Hello, world! My starting this blog has been long overdue. I thought I’d ease myself into it with something easy and uncontroversial, so here’s my take on linear regression. We start with the standard (frequentist) maximum likelihood approach, and show that Gaussian noise induces the familiar least-squares result, then show the correspondence between isotropic Gaussian priors and $$l_2$$ regularizers, before playing with some Bayesian updating using Mathematica. Note that these results are all well-known and discussed in detail in Bishop [1]; my motivation for reproducing them here is that I hadn’t encountered a concise and complete online write-up that I found satisfying.

Changelog:

• 2016-03-30: Edits for readability, and added a section on Bayesian regression.
• 2016-11-28: Some more minor edits, and moved the code to its own GitHub repo.

Setup

In the standard regression task we are given labelled data

$\mathcal{D} \stackrel{\cdot}{=} \left\{\left(x_{i},y_{i}\right)\right\}_{i=1}^{N},$

with each of the $$y_i\in\mathbb{R}$$, and $$x_{i}\in\mathcal{X}$$ drawn i.i.d. from some unknown stochastic process $$\mu(x,y)$$. Our objective is to learn a linear model $$f:\mathcal{X}\to\mathbb{R}$$ of the form

$f(x;w,\phi)=w^T\phi(x),$

where $$w\in\mathbb{R}^D$$ are our model weights (parameters), and the basis functions $$\phi : \mathcal{X} \to \mathbb{R}^D$$ are known and fixed. Now, let’s assume the data contains additive zero-mean Gaussian noise, so that

$y(x)=f(x)+\epsilon \qquad \text{with }\epsilon\sim\mathcal{N}(0,\beta^{-1}),$

and so the probability density of the targets conditioned on the inputs is

$p(y|x,w) = \mathcal{N}\left(w^T\phi(x),\beta^{-1}\right).$

The Gaussian noise assumption is motivated by the central limit theorem, and it helps in the Bayesian setting, since the Gaussian is its own conjugate prior. Note here that we make the conditional dependence on $$x$$ and $$w$$ explicit, and that we assume that the precision $$\beta$$ is known, and that the basis functions $$\phi$$ are well-chosen in some sense.

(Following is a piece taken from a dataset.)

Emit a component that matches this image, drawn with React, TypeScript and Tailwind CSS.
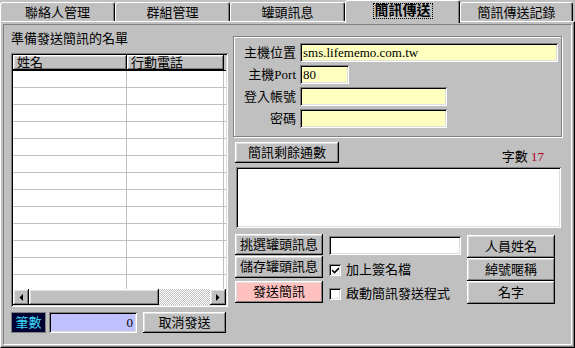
import React from 'react';

const FONT = "font-['Liberation_Serif','Noto_Sans_CJK_TC',serif]";
const RAISED =
  'shadow-[inset_-1px_-1px_0_#000,inset_1px_1px_0_#fff,inset_-2px_-2px_0_#808080,inset_2px_2px_0_#dfdfdf]';
const SUNKEN =
  'shadow-[inset_1px_1px_0_#808080,inset_-1px_-1px_0_#fff,inset_2px_2px_0_#000,inset_-2px_-2px_0_#dfdfdf]';

const tabs = ['聯絡人管理', '群組管理', '罐頭訊息', '簡訊傳送', '簡訊傳送記錄'];

const Btn: React.FC<{ className?: string; children: React.ReactNode }> = ({ className = '', children }) => (
  <button
    className={`flex items-center justify-center text-[13px] leading-[16px] text-black ${RAISED} ${className}`}
  >
    {children}
  </button>
);

const Field: React.FC<{ className?: string; children?: React.ReactNode }> = ({ className = '', children }) => (
  <div className={`flex h-[19px] items-center pl-[3px] text-[13px] leading-[15px] ${SUNKEN} ${className}`}>
    {children}
  </div>
);

const Arrow: React.FC<{ dir: 'left' | 'right' }> = ({ dir }) => (
  <svg width="4" height="7" viewBox="0 0 4 7">
    {dir === 'left' ? <path d="M4 0 L4 7 L0.5 3.5 Z" fill="#000" /> : <path d="M0 0 L0 7 L3.5 3.5 Z" fill="#000" />}
  </svg>
);

const Check: React.FC<{ checked?: boolean; label: string }> = ({ checked, label }) => (
  <div className="flex h-[16px] items-center">
    <div className={`flex h-[12px] w-[12px] items-center justify-center bg-white ${SUNKEN}`}>
      {checked && (
        <svg width="7" height="7" viewBox="0 0 7 7">
          <path d="M0 3 L2.5 5.5 L7 1" stroke="#000" strokeWidth="1.6" fill="none" />
        </svg>
      )}
    </div>
    <span className="ml-[5px] text-[13px] leading-[16px]">{label}</span>
  </div>
);

const rows = Array.from({ length: 13 });

export default function App() {
  return (
    <div className={`flex h-[348px] w-[575px] flex-col overflow-hidden bg-[#c0c0c0] text-black ${FONT}`}>
      {/* tab strip */}
      <div className="flex h-[21px] items-end">
        {tabs.map((t, i) =>
          i === 3 ? (
            <div
              key={t}
              className="relative z-10 -mb-[2px] flex h-[23px] w-[115px] justify-center rounded-t-[3px] border-x border-t border-white border-r-black bg-[#c0c0c0] pt-[2px] shadow-[inset_-1px_0_0_#808080]"
            >
              <span className="h-[16px] border border-dotted border-black px-[1px] text-[14px] font-bold leading-[14px]">
                {t}
              </span>
            </div>
          ) : (
            <div
              key={t}
              className={`flex h-[19px] items-center justify-center rounded-t-[3px] border-x border-t border-white border-r-black text-[13px] leading-[15px] shadow-[inset_-1px_0_0_#808080] ${
                i === 4 ? 'w-[113px]' : 'w-[115px]'
              }`}
            >
              {t}
            </div>
          )
        )}
      </div>

      {/* tab page */}
      <div className="flex-1 border border-white border-r-black border-b-black p-[2px] shadow-[inset_-1px_-1px_0_#808080]">
        <div className="flex h-full border border-[#808080] border-r-white border-b-white pl-[7px]">
          {/* left: recipient list */}
          <div className="flex w-[217px] flex-col pt-[6px]">
            <div className="h-[22px] text-[13px] leading-[16px]">準備發送簡訊的名單</div>
            <div className={`flex h-[254px] flex-col bg-white p-[2px] ${SUNKEN}`}>
              <div className="flex h-[16px] shrink-0 border-b border-black bg-[#c0c0c0] text-[13px] leading-[15px]">
                <div className={`w-[114px] pl-[4px] ${RAISED}`}>姓名</div>
                <div className={`w-[97px] pl-[4px] ${RAISED}`}>行動電話</div>
                <div className="flex-1" />
              </div>
              <div className="flex-1 overflow-hidden">
                {rows.map((_, i) => (
                  <div key={i} className="flex h-[17px] border-b border-[#c0c0c0]">
                    <div className="w-[114px] border-r border-[#c0c0c0]" />
                    <div className="w-[97px] border-r border-[#c0c0c0]" />
                  </div>
                ))}
              </div>
              <div className="flex h-[16px] shrink-0 bg-[#c0c0c0]">
                <div className={`flex w-[16px] items-center justify-center ${RAISED}`}>
                  <Arrow dir="left" />
                </div>
                <div className={`w-[130px] ${RAISED}`} />
                <div className="flex-1 bg-[image:repeating-conic-gradient(#c0c0c0_0%_25%,#fff_0%_50%)] bg-size-[2px_2px]" />
                <div className={`flex w-[16px] items-center justify-center ${RAISED}`}>
                  <Arrow dir="right" />
                </div>
              </div>
            </div>
            <div className="mt-[5px] flex h-[21px]">
              <div className="flex w-[35px] items-center justify-center bg-[#000033] text-[13px] leading-[16px] text-[#3cd8f8] shadow-[inset_1px_1px_0_#808080,inset_-1px_-1px_0_#808080]">
                筆數
              </div>
              <div
                className={`ml-[3px] flex w-[88px] items-center justify-end bg-[#c0c0ff] pr-[4px] text-[13px] leading-[16px] ${SUNKEN}`}
              >
                0
              </div>
              <Btn className="ml-[6px] w-[83px]">取消發送</Btn>
            </div>
          </div>

          {/* right: sending settings */}
          <div className="ml-[4px] flex w-[331px] flex-col">
            <div className="ml-[1px] mt-[11px] flex h-[101px] w-[329px] flex-col gap-[3px] border border-[#808080] pt-[6px] shadow-[inset_1px_1px_0_#fff,1px_1px_0_#fff]">
              {[
                ['主機位置', 'w-[258px] bg-[#ffffc0]', 'sms.lifememo.com.tw'],
                ['主機Port', 'w-[49px] bg-[#ffffc0]', '80'],
                ['登入帳號', 'w-[147px] bg-[#ffffc0]', ''],
                ['密碼', 'w-[147px] bg-[#ffffc0]', ''],
              ].map(([label, cls, value]) => (
                <div key={label} className="flex h-[19px] items-center">
                  <div className="w-[63px] pr-[1px] text-right text-[13px] leading-[16px]">{label}</div>
                  <Field className={`ml-[3px] ${cls}`}>{value}</Field>
                </div>
              ))}
            </div>

            <div className="mt-[5px] flex h-[21px] justify-between">
              <Btn className="ml-[3px] w-[104px]">簡訊剩餘通數</Btn>
              <div className="mr-[19px] pt-[7px] text-[13px] leading-[16px]">
                字數 <span className="text-[#b00020]">17</span>
              </div>
            </div>

            <div className={`ml-[4px] mt-[4px] h-[61px] w-[325px] bg-white ${SUNKEN}`} />

            <div className="flex">
              <div className="ml-[3px] flex w-[88px] flex-col pt-[6px]">
                <Btn className="h-[21px]">挑選罐頭訊息</Btn>
                <Btn className="mt-[1px] h-[22px]">儲存罐頭訊息</Btn>
                <Btn className="mt-[3px] h-[22px] bg-[#ffc0c0] text-[#800000]">發送簡訊</Btn>
              </div>
              <div className="ml-[6px] flex w-[132px] flex-col pt-[8px]">
                <Field className="bg-white" />
                <div className="mt-[7px]">
                  <Check checked label="加上簽名檔" />
                </div>
                <div className="mt-[8px]">
                  <Check label="啟動簡訊發送程式" />
                </div>
              </div>
              <div className="ml-[6px] flex w-[88px] flex-col pt-[7px]">
                <Btn className="h-[23px]">人員姓名</Btn>
                <Btn className="h-[23px]">綽號暱稱</Btn>
                <Btn className="h-[23px]">名字</Btn>
              </div>
            </div>
          </div>
        </div>
      </div>
    </div>
  );
}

Maximum Likelihood Solution

Given that our dataset is drawn i.i.d., the likelihood is given by

\begin{aligned} p(\mathcal{D}|w) &= \prod_{i=1}^{N}p(y_i|x_i,w)p(x_i)\\ &= \prod_{i=1}^{N}p(y_i|x_i)\prod_{j=1}^{N}p(x_j)\\ & \propto \prod_{i=1}^{N}p(y_i|x_i)\\ &= \prod_{i=1}^{N}\mathcal{N}\left(w^T\phi(x_i),\beta^{-1}\right).\\ \end{aligned}

Our objective now is to learn the weights $$w$$ that maximise this likelihood, taking the variance of the noise $$\beta^{-1}$$ to be fixed. Notice that since the $$p(x_{j})$$ don’t depend on the parameters $$w$$, we can neglect them in our objective function. The maximum likelihood (ML) solution for $$w$$ is

$\hat{w}_{\text{ML}} = \arg\max_{w}p(\mathcal{D}|w).$

Now, $$\log(\cdot)$$ is a monotonically increasing concave function, so

\begin{aligned} \hat{w}_{\text{ML}}&=\arg\max_{w}\log p(\mathcal{D}|w)\\ &=\arg\max_{w}\log\prod_{i=1}^{N}\mathcal{N}\left(w^T\phi(x_i),\beta^{-1}\right)\\ &=\arg\max_{w}\sum_{i=1}^{N}\log\mathcal{N}\left(w^T\phi(x_i),\beta^{-1}\right)\\ &=\arg\max_{w}\sum_{i=1}^{N}\log\left(\frac{1}{\sqrt{2\pi\beta^{-1}}}\exp\left\{-\frac{\left(y_i-w^T\phi(x_i)\right)^2}{2\beta^{-1}}\right\}\right)\\ &=\arg\min_{w}\sum_{i=1}^{N}\left(y_i-w^T\phi(x_i)\right)^2.\qquad (1)\\ \end{aligned}

This shows the correspondence between maximizing the likelihood under Gaussian noise with minimizing the square error. Minimizing the sum of square error has a nice geometric interpration, since it corresponds to finding the point in the subspace spanned by the basis $$\phi(x_i)$$ which minimizes the Euclidean distance to $$y_i$$.

This is the standard frequentist result. The objective is a quadratic program, is convex, and has the well-known closed-form solution

$\hat{w}_{\text{ML}}=\left(\Phi^T\Phi\right)^{-1}\Phi^Ty,$

where $$y$$ is the vector of targets, and we have defined the design matrix $$\Phi\in\mathbb{R}^{N\times D}$$ so that its $$i^{\text{th}}$$ row is given by $$\phi(x_i)$$.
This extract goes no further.